- Lefter Talo Location within Albania
- Coordinates: 39°47′29″N 20°6′6″E﻿ / ﻿39.79139°N 20.10167°E
- Country: Albania
- County: Vlorë
- Municipality: Finiq
- Administrative unit: Livadhe
- Time zone: UTC+1 (CET)
- • Summer (DST): UTC+2 (CEST)

= Lefter Talo, Finiq =

Lefter Talo (Λευτέρη Τάλλιος) is a village in the former commune of Livadhe, Vlorë County, southern Albania.
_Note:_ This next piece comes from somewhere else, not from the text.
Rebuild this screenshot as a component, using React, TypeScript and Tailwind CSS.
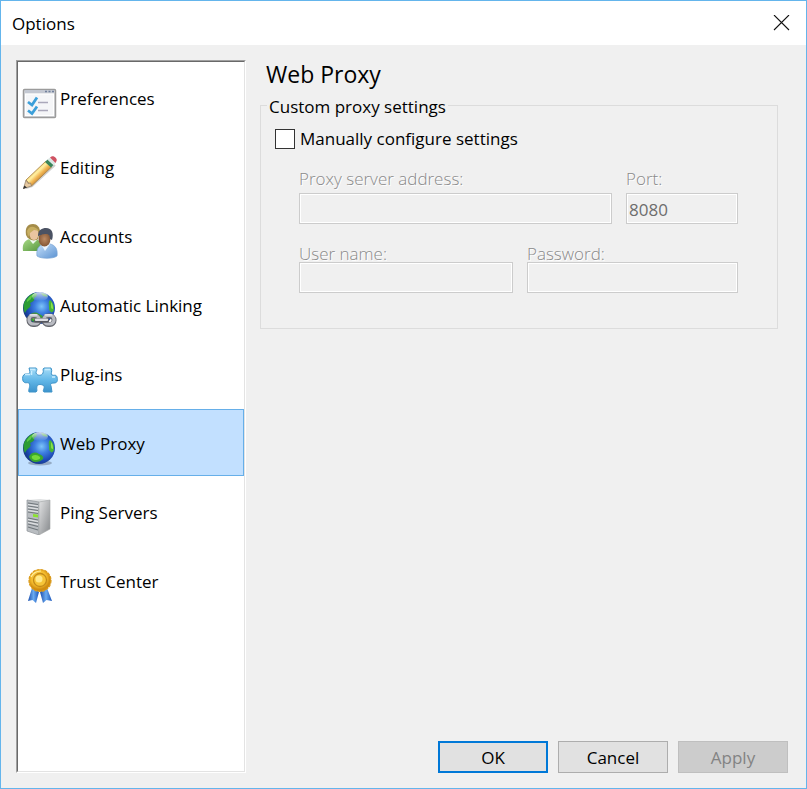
import { useState } from "react";
import type { ReactNode } from "react";

const Globe = ({ id }: { id: string }) => (
  <g>
    <defs>
      <radialGradient id={`${id}-ocean`} cx="0.58" cy="0.45" r="0.6">
        <stop offset="0" stopColor="#7cc4f8" />
        <stop offset="0.35" stopColor="#3f80e0" />
        <stop offset="0.75" stopColor="#1c49b4" />
        <stop offset="1" stopColor="#16357f" />
      </radialGradient>
      <linearGradient id={`${id}-shine`} x1="0" y1="0" x2="0" y2="1">
        <stop offset="0" stopColor="#fff" stopOpacity="0.8" />
        <stop offset="1" stopColor="#fff" stopOpacity="0" />
      </linearGradient>
    </defs>
    <circle cx="17" cy="18" r="16" fill={`url(#${id}-ocean)`} />
    <path d="M3 11C6 6 10 3 14 3c2 2 0 4-2 5 1 2-1 4-4 5 1 2 1 3-1 5-2 1-3 3-4 5-2-4-2-9 0-12Z" fill="#2c9c35" />
    <path d="M5 10c2-3 4-5 7-6 0 2-3 3-3 5l-4 3Z" fill="#5cc846" />
    <path d="M8 25c3-3 6-3 9-1 3 1 5 3 4 5-3 3-8 4-11 2-2-2-4-4-2-6Z" fill="#3aa72c" />
    <path d="M10 26c3-2 6-1 8 1 1 2-2 3-4 3-3 0-5-2-4-4Z" fill="#74da3a" />
    <path d="M28 10c3 2 4 6 4 10-1 2-2 3-3 2-2-1-2-3-2-5 0-3-1-5 1-7Z" fill="#46b433" />
    <path d="M29 12c2 2 2 5 2 7-2 0-2-2-2-3Z" fill="#8be04a" />
    <path d="M19 3c3 0 5 1 7 3-3 1-5 1-7-3Z" fill="#3fa04c" />
    <ellipse cx="18" cy="6.500" rx="8" ry="4.500" fill={`url(#${id}-shine)`} />
  </g>
);

const PreferencesIcon = () => (
  <svg width="36" height="36" viewBox="0 0 36 36" aria-hidden="true">
    <rect x="1.500" y="4.500" width="32" height="28" rx="1" fill="#d7d9dc" stroke="#9b9b9b" strokeWidth="1.500" />
    <rect x="3" y="5" width="29" height="3" fill="#c3c8d2" />
    <path d="M23 6.500h2M26.500 6.500h2M30 6.500h2" stroke="#71809c" strokeWidth="1.500" />
    <rect x="3.500" y="9" width="28" height="21.500" fill="#f5f6f8" stroke="#fff" />
    <path d="M16 17.500h10M16 25.500h10" stroke="#aaa8ba" strokeWidth="1.600" />
    <path d="m6 17 4 3 5-7.500M6 25.500l4 3 5-7" fill="none" stroke="#3c9fd9" strokeWidth="2.800" />
  </svg>
);

const PencilIcon = () => (
  <svg width="36" height="36" viewBox="0 0 36 36" aria-hidden="true">
    <defs>
      <linearGradient id="wood" x1="0.3" y1="0.3" x2="0.7" y2="0.7">
        <stop offset="0" stopColor="#e9c766" />
        <stop offset="0.35" stopColor="#ffefa0" />
        <stop offset="0.6" stopColor="#f1b452" />
        <stop offset="1" stopColor="#a7702c" />
      </linearGradient>
    </defs>
    <path d="m4 34 6-2 23-21" stroke="#888" strokeWidth="2" opacity="0.4" fill="none" />
    <path d="M4 26 23.500 7.500l6 5.500L9.500 32Z" fill="url(#wood)" stroke="#a67b3c" strokeWidth="0.800" />
    <path d="M4 26 1.500 34.500 9.500 32 8.500 29 6 29.500Z" fill="#e7c9a0" stroke="#8c7960" strokeWidth="0.700" />
    <path d="m2.300 31.500-1.300 3.500 4-1.500Z" fill="#333" />
    <path d="m23 8 2.500-2.500 6 5.500L29 13.500Z" fill="#39845a" />
    <path d="m25.500 5.500 2.500-2 5.500 5.500-2 2Z" fill="#dce7e5" />
    <path d="m28 3.500 1.500-1c2-1.500 6.500 2 5 4.500l-1 2Z" fill="#cf5262" />
  </svg>
);

const AccountsIcon = () => (
  <svg width="36" height="36" viewBox="0 0 36 36" aria-hidden="true">
    <defs>
      <linearGradient id="greenCoat" x1="0" y1="0" x2="1" y2="1">
        <stop offset="0" stopColor="#a9da86" />
        <stop offset="1" stopColor="#55963d" />
      </linearGradient>
      <linearGradient id="blueCoat" x1="0" y1="0" x2="1" y2="1">
        <stop offset="0" stopColor="#c6e0fa" />
        <stop offset="1" stopColor="#5c93d2" />
      </linearGradient>
      <radialGradient id="face">
        <stop offset="0" stopColor="#bd8a62" />
        <stop offset="1" stopColor="#855737" />
      </radialGradient>
    </defs>
    <path d="M1 28c-1-6 1-11 7-12h6c4 1 5 5 5 12Z" fill="url(#greenCoat)" />
    <path d="m7 16 4 5 5-5Z" fill="#eef8ee" />
    <path d="M4 12c-1-7 1-11 7-11 4 0 7 3 7 8l-2 7c-4 3-10 1-12-4Z" fill="#a48c49" />
    <ellipse cx="12" cy="11" rx="4.500" ry="6" fill="#eac5a0" />
    <path d="M5 8C7 3 12 2 17 8l-5-1-4 3-2 4Z" fill="#c7ae61" />
    <path d="M15 33c-1-7 2-11 7-12h6c5 1 8 5 7 12-4 3-16 3-20 0Z" fill="url(#blueCoat)" stroke="#77a4d4" strokeWidth="0.700" />
    <path d="m19 21 4 7 5-7Z" fill="#edf5ff" />
    <ellipse cx="22.500" cy="16" rx="6" ry="7.500" fill="url(#face)" />
    <path d="M16 13c0-6 4-8 8-8 6 0 8 5 6 12l-2-1c0-3-1-5-4-5-4 0-5 1-8 2Z" fill="#4b5263" />
  </svg>
);

const LinkingIcon = () => (
  <svg width="36" height="36" viewBox="0 0 36 36" aria-hidden="true">
    <g transform="translate(0 -2)">
      <Globe id="linking" />
    </g>
    <g fill="none" strokeLinecap="round">
      <g stroke="#65676e" strokeWidth="5">
        <rect x="7" y="24" width="10" height="8.500" rx="4" />
        <rect x="22" y="24" width="10" height="8.500" rx="4" />
      </g>
      <g stroke="#b9bbc2" strokeWidth="3.200">
        <rect x="7" y="23.500" width="10" height="8.500" rx="4" />
        <rect x="22" y="23.500" width="10" height="8.500" rx="4" />
      </g>
      <path d="M8 22.800h7M23 22.800h7" stroke="#f1f2f4" strokeWidth="1.200" />
      <path d="M14 28.500h11" stroke="#55575f" strokeWidth="4.500" />
      <path d="M14 27.800h11" stroke="#dddee2" strokeWidth="2.400" />
    </g>
  </svg>
);

const PluginsIcon = () => (
  <svg width="36" height="36" viewBox="0 0 36 36" aria-hidden="true">
    <defs>
      <linearGradient id="puzzle" x1="0" y1="0" x2="0" y2="1">
        <stop offset="0" stopColor="#a6dcf7" />
        <stop offset="0.5" stopColor="#63b8e8" />
        <stop offset="1" stopColor="#3c93cc" />
      </linearGradient>
    </defs>
    <path
      d="M7 7h7c2 1 0 3 0 5 1 3 6 3 7 0 1-2-1-4 1-5h7c2 3-1 6 1 7 2 1 4-1 5 2 1 4 0 6-3 6-3 0-4 1-3 3l1 6h-8c-2-1 1-4 0-6-2-2-6-2-7 0-1 3 1 5-1 6H7c-1-3 2-6 0-9-2-1-4 1-6-2-1-4 0-6 2-7 3 0 5 0 5-2Z"
      fill="url(#puzzle)"
      stroke="#3e93c8"
      strokeLinejoin="round"
    />
    <path d="M8 8.500h5M23 8.500h5M9.500 10v4M3 13.500h5M30 16h3" stroke="#c9edff" strokeWidth="1.500" />
  </svg>
);

const GlobeIcon = () => (
  <svg width="36" height="36" viewBox="0 0 36 36" aria-hidden="true">
    <ellipse cx="18" cy="33" rx="12" ry="2.500" fill="#68758c" opacity="0.5" />
    <Globe id="proxy" />
  </svg>
);

const ServerIcon = () => (
  <svg width="36" height="36" viewBox="0 0 36 36" aria-hidden="true">
    <defs>
      <linearGradient id="side" x1="0" y1="0" x2="1" y2="1">
        <stop offset="0" stopColor="#e2e3e4" />
        <stop offset="1" stopColor="#85888b" />
      </linearGradient>
    </defs>
    <path d="m5 1 13-1 10 1-11 3Z" fill="#dfe1e2" />
    <path d="M5 1l12 2v33L5 32Z" fill="#b9bdc1" stroke="#8e9498" strokeWidth="0.700" />
    <path d="m17 3 11-2v29l-11 6Z" fill="url(#side)" stroke="#a1a4a6" strokeWidth="0.600" />
    <path d="m6 4 10 1.500M6 7l10 1.500M6 10l10 1.500M6 13l10 1.500M6 19l10 2M6 22l10 2M6 25l10 2.500M6 28l10 3" stroke="#6f767b" strokeWidth="1.200" />
    <path d="m6 5.500 10 1.500M6 8.500 16 10M6 11.500 16 13M6 20.500l10 2M6 23.500l10 2" stroke="#eceeef" strokeWidth="0.800" />
    <path d="m11 15 5 .7v2.800l-5-.7Z" fill="#8be32f" />
  </svg>
);

const RibbonIcon = () => (
  <svg width="36" height="36" viewBox="0 0 36 36" aria-hidden="true">
    <defs>
      <radialGradient id="medal" cx="0.45" cy="0.4">
        <stop offset="0" stopColor="#ffe36a" />
        <stop offset="0.7" stopColor="#f3ba2c" />
        <stop offset="1" stopColor="#d08c10" />
      </radialGradient>
      <linearGradient id="ribbon" x1="0" x2="1">
        <stop offset="0" stopColor="#1c4fae" />
        <stop offset="0.5" stopColor="#6aaaf0" />
        <stop offset="1" stopColor="#1a55bb" />
      </linearGradient>
    </defs>
    <path d="m10 20 7 4-3 11-3.500-3L6 33Z" fill="url(#ribbon)" />
    <path d="m25 20-7 4 3 11 3.500-3L30 33Z" fill="url(#ribbon)" />
    <circle cx="18" cy="12.500" r="11" fill="url(#medal)" stroke="#dc9c1c" strokeWidth="1.200" strokeDasharray="3 1" />
    <circle cx="18" cy="12" r="6.500" fill="#f6c437" stroke="#c48a18" strokeWidth="1.300" />
    <circle cx="17" cy="11" r="3.500" fill="#ffe98c" />
    <path d="M9 9c2-4 6-6 10-6" fill="none" stroke="#fff0a0" strokeWidth="1.200" />
  </svg>
);

const sections: { name: string; icon: ReactNode }[] = [
  { name: "Preferences", icon: <PreferencesIcon /> },
  { name: "Editing", icon: <PencilIcon /> },
  { name: "Accounts", icon: <AccountsIcon /> },
  { name: "Automatic Linking", icon: <LinkingIcon /> },
  { name: "Plug-ins", icon: <PluginsIcon /> },
  { name: "Web Proxy", icon: <GlobeIcon /> },
  { name: "Ping Servers", icon: <ServerIcon /> },
  { name: "Trust Center", icon: <RibbonIcon /> },
];

function Field({ id, label, value, type = "text", disabled, className, tight }: {
  id: string; label: string; value?: string; type?: string; disabled: boolean; className: string; tight?: boolean;
}) {
  return (
    <div className={`flex min-w-0 flex-col ${className}`}>
      <label
        htmlFor={id}
        className={`${tight ? "h-4 leading-4" : "h-6 leading-5"} ${disabled ? "font-light text-[#8a8a8a] [text-shadow:1px_1px_0_#ffffff]" : ""}`}
      >
        {label}
      </label>
      <input
        id={id}
        type={type}
        defaultValue={value}
        disabled={disabled}
        className="h-[31px] w-full border border-[#cccccc] bg-white px-0.5 pt-0.5 disabled:bg-[#f0f0f0] disabled:text-[#6d6d6d] disabled:shadow-[inset_0_0_0_1px_#ffffff]"
      />
    </div>
  );
}

export default function App() {
  const [selected, setSelected] = useState("Web Proxy");
  const [manual, setManual] = useState(false);

  return (
    <div className="flex min-h-screen flex-col border border-[#64b5ec] bg-[#f0f0f0] font-['Open_Sans','Noto_Sans',sans-serif] text-[17px] leading-6 text-black">
      <header className="flex h-11 items-center justify-between bg-white pr-4 pl-[11px]">
        <h1 className="pt-0.5">Options</h1>
        <button type="button" aria-label="Close">
          <svg width="17" height="17" viewBox="0 0 17 17" aria-hidden="true">
            <path d="m1 0 15 15M16 0 1 15" stroke="#111" strokeWidth="1.100" />
          </svg>
        </button>
      </header>

      <div className="flex flex-1 gap-3.5 py-[15px] pl-[15px]">
        <nav className="w-[230px] shrink-0 border border-t-[#a0a0a0] border-r-white border-b-white border-l-[#a0a0a0]">
          <ul className="flex h-full flex-col gap-0.5 border border-t-[#696969] border-r-[#e3e3e3] border-b-[#e3e3e3] border-l-[#696969] bg-white pt-0.5">
            {sections.map(({ name, icon }) => (
              <li key={name}>
                <button
                  type="button"
                  onClick={() => setSelected(name)}
                  className={`flex h-[67px] w-full items-start gap-0.5 border pt-5 pl-[3px] text-left ${
                    name === selected ? "border-[#66afe9] bg-[#c2e0ff]" : "border-transparent"
                  }`}
                >
                  {icon}
                  <span className="pt-0.5">{name}</span>
                </button>
              </li>
            ))}
          </ul>
        </nav>

        <main className="flex min-w-0 flex-1 flex-col justify-between pr-[18px]">
          <section className="pr-2.5">
            <h2 className="pb-[3px] pl-1.5 text-[23px] leading-7">Web Proxy</h2>
            <fieldset className="border border-[#dcdcdc] pr-[39px] pb-[35px] pl-3.5">
              <legend className="-ml-2 px-0.5 pt-1">Custom proxy settings</legend>
              <label className="flex items-center gap-[5px] pt-2">
                <input
                  type="checkbox"
                  checked={manual}
                  onChange={(event) => setManual(event.target.checked)}
                  className="grid size-5 appearance-none place-content-center border border-[#333333] bg-white before:text-sm checked:before:content-['✓']"
                />
                Manually configure settings
              </label>
              <div className="mt-[18px] flex flex-col gap-[22px] pl-6">
                <div className="flex gap-3.5">
                  <Field id="server" label="Proxy server address:" disabled={!manual} className="flex-1" />
                  <Field id="port" label="Port:" value="8080" disabled={!manual} className="w-28" />
                </div>
                <div className="flex gap-3.5">
                  <Field id="user" label="User name:" disabled={!manual} className="w-[214px]" tight />
                  <Field id="password" label="Password:" type="password" disabled={!manual} className="flex-1" tight />
                </div>
              </div>
            </fieldset>
          </section>

          <footer className="flex justify-end gap-2.5">
            <button type="button" className="h-8 w-[110px] border-2 border-[#0078d7] bg-[#e1e1e1] pt-0.5">OK</button>
            <button type="button" className="h-8 w-[110px] border border-[#adadad] bg-[#e1e1e1] pt-0.5">Cancel</button>
            <button type="button" disabled className="h-8 w-[110px] border border-[#bfbfbf] bg-[#cccccc] pt-0.5 text-[#838383]">Apply</button>
          </footer>
        </main>
      </div>
    </div>
  );
}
At the 2015 local government reform it became a subdivision of the municipality of Finiq.

==Name==
The name Lefter Talo (Lefteris Talios in Greek) was given to the village by the authorities of the People's Republic of Albania to honour Lefter Talo, a local World War II Albanian resistance leader of Greek ethnicity. (Hero of the People recipient). He was known as one of the most prominent members in the Chameria battalion of the Albanian National Liberation Front. The former name of the village was Hajdëragas and was of Albanian origin with its suffix (-aga) coming from the Turkish title agha. At the Ottoman registers of 1895 it was recorded as Hadir-aga or Haidar-aga. It derived from the name of an Ottoman-era landowner who was in possession of the settlement.

== Demographics ==
The village is inhabited by Greeks, and the population was 178 in 1992.